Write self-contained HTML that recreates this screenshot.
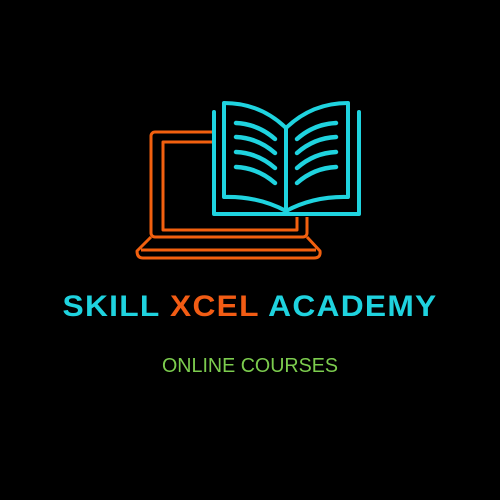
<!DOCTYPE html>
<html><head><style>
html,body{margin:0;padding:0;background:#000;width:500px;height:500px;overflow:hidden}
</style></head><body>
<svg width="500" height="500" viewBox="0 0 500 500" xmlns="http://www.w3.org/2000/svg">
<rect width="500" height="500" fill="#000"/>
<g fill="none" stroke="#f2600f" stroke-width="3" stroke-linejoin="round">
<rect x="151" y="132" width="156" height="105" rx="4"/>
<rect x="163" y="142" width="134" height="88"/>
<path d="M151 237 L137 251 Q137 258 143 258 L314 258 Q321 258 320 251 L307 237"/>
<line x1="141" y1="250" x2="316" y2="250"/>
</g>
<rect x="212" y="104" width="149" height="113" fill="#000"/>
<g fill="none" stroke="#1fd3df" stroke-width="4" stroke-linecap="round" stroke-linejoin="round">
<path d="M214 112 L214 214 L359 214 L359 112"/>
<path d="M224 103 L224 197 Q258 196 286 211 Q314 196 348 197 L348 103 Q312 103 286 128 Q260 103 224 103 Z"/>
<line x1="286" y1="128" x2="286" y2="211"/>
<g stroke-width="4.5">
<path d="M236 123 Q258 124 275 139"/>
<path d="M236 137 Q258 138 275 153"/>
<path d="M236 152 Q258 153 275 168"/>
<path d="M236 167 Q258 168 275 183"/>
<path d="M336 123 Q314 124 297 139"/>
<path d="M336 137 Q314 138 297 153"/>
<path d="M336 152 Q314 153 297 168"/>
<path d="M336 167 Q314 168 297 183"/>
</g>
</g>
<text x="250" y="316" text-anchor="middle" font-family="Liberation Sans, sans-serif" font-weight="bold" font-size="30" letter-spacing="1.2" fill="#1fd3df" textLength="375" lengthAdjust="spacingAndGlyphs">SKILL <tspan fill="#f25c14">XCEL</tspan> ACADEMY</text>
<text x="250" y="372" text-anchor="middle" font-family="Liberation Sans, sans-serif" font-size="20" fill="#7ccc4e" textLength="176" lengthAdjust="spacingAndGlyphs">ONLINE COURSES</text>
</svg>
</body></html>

+ + + +

__WHAT THE EXERCISE ASKS__
Please write out all of the material above without changing a word, and omit any pictures.

__REPLY TO THE TASK__
Write self-contained HTML that recreates this screenshot.
<!DOCTYPE html>
<html><head><style>
html,body{margin:0;padding:0;background:#000;width:500px;height:500px;overflow:hidden}
</style></head><body>
<svg width="500" height="500" viewBox="0 0 500 500" xmlns="http://www.w3.org/2000/svg">
<rect width="500" height="500" fill="#000"/>
<g fill="none" stroke="#f2600f" stroke-width="3" stroke-linejoin="round">
<rect x="151" y="132" width="156" height="105" rx="4"/>
<rect x="163" y="142" width="134" height="88"/>
<path d="M151 237 L137 251 Q137 258 143 258 L314 258 Q321 258 320 251 L307 237"/>
<line x1="141" y1="250" x2="316" y2="250"/>
</g>
<rect x="212" y="104" width="149" height="113" fill="#000"/>
<g fill="none" stroke="#1fd3df" stroke-width="4" stroke-linecap="round" stroke-linejoin="round">
<path d="M214 112 L214 214 L359 214 L359 112"/>
<path d="M224 103 L224 197 Q258 196 286 211 Q314 196 348 197 L348 103 Q312 103 286 128 Q260 103 224 103 Z"/>
<line x1="286" y1="128" x2="286" y2="211"/>
<g stroke-width="4.5">
<path d="M236 123 Q258 124 275 139"/>
<path d="M236 137 Q258 138 275 153"/>
<path d="M236 152 Q258 153 275 168"/>
<path d="M236 167 Q258 168 275 183"/>
<path d="M336 123 Q314 124 297 139"/>
<path d="M336 137 Q314 138 297 153"/>
<path d="M336 152 Q314 153 297 168"/>
<path d="M336 167 Q314 168 297 183"/>
</g>
</g>
<text x="250" y="316" text-anchor="middle" font-family="Liberation Sans, sans-serif" font-weight="bold" font-size="30" letter-spacing="1.2" fill="#1fd3df" textLength="375" lengthAdjust="spacingAndGlyphs">SKILL <tspan fill="#f25c14">XCEL</tspan> ACADEMY</text>
<text x="250" y="372" text-anchor="middle" font-family="Liberation Sans, sans-serif" font-size="20" fill="#7ccc4e" textLength="176" lengthAdjust="spacingAndGlyphs">ONLINE COURSES</text>
</svg>
</body></html>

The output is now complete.